US officials reportedly believe that Malaysia Airlines MH17 was shot down by a surface-to-air missile.
The unsourced reports suggest, however, that they are unclear about who launched the attack. The Eastern Ukraine has been the site of a low level military conflict in recent months between the Ukrainian military and pro-Russian guerrilla forces.
The Ukraine, for its part, has been quick to finger separatists for the incident.
Social media speculation points to the SA-11/SA-17 missile as the possible weapon used – if, indeed, it is formally confirmed that the aircraft was downed by a missile.

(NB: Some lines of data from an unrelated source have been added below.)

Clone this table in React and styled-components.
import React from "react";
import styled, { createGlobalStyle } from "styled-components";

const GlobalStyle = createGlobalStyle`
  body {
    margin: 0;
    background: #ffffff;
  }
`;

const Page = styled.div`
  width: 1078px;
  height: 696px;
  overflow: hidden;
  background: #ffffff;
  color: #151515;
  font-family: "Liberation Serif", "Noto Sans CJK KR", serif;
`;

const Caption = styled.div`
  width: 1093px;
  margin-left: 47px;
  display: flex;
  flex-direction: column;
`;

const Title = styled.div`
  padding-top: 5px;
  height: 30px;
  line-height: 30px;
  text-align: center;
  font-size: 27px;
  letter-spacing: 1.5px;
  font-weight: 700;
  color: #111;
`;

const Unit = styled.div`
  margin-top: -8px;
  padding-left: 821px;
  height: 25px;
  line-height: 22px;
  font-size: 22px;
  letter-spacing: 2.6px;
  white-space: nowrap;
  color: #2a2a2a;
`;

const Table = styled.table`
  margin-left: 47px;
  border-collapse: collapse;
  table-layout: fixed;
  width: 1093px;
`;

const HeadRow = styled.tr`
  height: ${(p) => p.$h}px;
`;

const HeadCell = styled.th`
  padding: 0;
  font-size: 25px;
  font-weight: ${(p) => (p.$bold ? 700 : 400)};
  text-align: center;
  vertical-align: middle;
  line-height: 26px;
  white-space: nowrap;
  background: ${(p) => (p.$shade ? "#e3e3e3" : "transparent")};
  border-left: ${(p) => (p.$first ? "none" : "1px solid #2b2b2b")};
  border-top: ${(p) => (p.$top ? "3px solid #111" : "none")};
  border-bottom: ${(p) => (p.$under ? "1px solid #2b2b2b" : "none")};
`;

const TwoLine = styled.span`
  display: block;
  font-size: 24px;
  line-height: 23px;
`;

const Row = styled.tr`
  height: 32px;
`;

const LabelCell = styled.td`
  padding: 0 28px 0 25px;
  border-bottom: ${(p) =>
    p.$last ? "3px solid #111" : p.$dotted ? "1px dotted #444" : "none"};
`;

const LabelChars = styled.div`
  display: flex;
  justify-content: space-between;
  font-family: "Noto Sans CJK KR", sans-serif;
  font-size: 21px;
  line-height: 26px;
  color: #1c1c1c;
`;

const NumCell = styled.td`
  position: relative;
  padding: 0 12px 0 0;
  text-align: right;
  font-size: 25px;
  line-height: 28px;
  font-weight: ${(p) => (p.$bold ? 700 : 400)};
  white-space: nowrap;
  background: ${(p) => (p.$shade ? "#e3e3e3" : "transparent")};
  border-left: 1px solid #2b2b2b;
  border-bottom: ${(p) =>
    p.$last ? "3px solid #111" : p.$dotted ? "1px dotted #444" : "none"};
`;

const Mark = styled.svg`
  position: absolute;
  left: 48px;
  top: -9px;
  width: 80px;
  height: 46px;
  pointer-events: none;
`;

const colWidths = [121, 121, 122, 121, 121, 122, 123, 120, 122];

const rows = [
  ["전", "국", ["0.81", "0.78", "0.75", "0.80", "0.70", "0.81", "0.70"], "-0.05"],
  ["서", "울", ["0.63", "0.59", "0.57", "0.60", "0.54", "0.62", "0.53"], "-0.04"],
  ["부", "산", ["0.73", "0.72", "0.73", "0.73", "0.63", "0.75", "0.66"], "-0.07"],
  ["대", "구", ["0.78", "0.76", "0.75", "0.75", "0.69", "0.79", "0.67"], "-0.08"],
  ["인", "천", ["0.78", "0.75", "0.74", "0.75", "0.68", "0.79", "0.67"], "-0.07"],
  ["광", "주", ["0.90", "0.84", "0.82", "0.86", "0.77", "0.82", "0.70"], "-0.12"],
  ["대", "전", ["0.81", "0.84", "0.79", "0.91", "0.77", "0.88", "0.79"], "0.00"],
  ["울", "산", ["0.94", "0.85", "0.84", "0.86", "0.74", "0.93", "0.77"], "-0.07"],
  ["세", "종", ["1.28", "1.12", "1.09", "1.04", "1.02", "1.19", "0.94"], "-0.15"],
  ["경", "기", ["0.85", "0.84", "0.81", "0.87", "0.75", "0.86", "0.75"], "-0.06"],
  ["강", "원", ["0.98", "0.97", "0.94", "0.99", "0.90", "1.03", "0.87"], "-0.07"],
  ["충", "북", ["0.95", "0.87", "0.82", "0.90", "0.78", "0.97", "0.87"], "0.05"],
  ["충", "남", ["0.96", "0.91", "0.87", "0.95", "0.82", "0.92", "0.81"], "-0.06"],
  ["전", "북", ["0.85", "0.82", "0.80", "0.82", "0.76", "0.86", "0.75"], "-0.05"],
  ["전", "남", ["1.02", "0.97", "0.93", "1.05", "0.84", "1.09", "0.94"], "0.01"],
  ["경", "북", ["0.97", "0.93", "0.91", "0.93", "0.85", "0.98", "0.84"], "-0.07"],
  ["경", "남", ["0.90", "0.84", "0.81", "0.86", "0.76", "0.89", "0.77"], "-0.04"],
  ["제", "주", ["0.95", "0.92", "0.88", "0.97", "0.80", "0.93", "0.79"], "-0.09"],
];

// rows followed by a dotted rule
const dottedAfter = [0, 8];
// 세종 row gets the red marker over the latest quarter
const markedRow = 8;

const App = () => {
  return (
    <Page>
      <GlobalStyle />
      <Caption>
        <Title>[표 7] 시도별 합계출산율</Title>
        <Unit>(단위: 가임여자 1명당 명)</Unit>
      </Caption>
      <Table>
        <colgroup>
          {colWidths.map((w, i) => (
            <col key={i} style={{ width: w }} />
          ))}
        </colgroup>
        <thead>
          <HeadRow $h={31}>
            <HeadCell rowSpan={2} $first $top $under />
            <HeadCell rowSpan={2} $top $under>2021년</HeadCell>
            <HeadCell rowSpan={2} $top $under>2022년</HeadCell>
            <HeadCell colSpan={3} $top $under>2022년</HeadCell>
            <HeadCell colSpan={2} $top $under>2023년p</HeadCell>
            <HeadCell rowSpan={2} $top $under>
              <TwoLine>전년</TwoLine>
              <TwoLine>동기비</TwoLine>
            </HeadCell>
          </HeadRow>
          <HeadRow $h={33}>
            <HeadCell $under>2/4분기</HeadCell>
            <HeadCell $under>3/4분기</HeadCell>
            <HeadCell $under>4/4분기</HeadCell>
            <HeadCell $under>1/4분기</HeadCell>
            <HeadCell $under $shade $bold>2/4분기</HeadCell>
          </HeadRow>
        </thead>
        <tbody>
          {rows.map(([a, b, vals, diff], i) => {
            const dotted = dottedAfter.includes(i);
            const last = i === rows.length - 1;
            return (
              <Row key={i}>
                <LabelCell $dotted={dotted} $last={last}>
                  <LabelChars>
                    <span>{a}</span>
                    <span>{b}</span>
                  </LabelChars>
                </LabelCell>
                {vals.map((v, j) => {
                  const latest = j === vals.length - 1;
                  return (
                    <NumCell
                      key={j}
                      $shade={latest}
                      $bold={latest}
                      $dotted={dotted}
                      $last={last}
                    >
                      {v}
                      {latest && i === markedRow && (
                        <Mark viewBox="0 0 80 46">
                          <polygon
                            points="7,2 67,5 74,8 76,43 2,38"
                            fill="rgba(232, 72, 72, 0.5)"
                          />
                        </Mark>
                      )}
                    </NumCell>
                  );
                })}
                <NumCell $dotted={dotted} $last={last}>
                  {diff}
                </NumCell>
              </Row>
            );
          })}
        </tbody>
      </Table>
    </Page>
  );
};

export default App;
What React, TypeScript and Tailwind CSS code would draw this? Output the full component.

According to published reports, this system involves two to three vehicles. One vehicle carries the weapons, while the other carries the radar system to identify, track, and guide the weapon to the target. A third vehicle can carry spare rounds.
The ill-fated Boeing 777-200ER aircraft would have been well within the envelope of this system, which can reportedly engage small and large targets from 100 feet to over 70,000 feet. A total of 298 lives were lost in the crash.
If a missile downed the aircraft, it would not be without precedent.
On 1 September 1983, a Soviet Su-15 fighter shot down a Korean Airlines 747-200 that mistakenly flew through Russian air space, killing all 269 aboard. Soviet forces believed the aircraft, operating as flight KAL007, was a USAF surveillance aircraft.
Five years later, on 3 July 1988, the US navy guided missile cruiser USS Vincennes shot down an Iran Air A300 on the Bandar Abbas-Dubai route with a pair of SM-2MR long range missiles, killing 290 passengers. The crew of the warship mistook the passenger aircraft for a Grumman F-14 Tomcat fighter, dozens of which had been sold to Iran in 1970s.
On 28 November 2002, terrorists using man portable infrared-homing missiles attempted, and failed, to shoot down a Boeing 757 operated by Israel’s Arkia Airlines on the Mombasa-Tel Aviv route.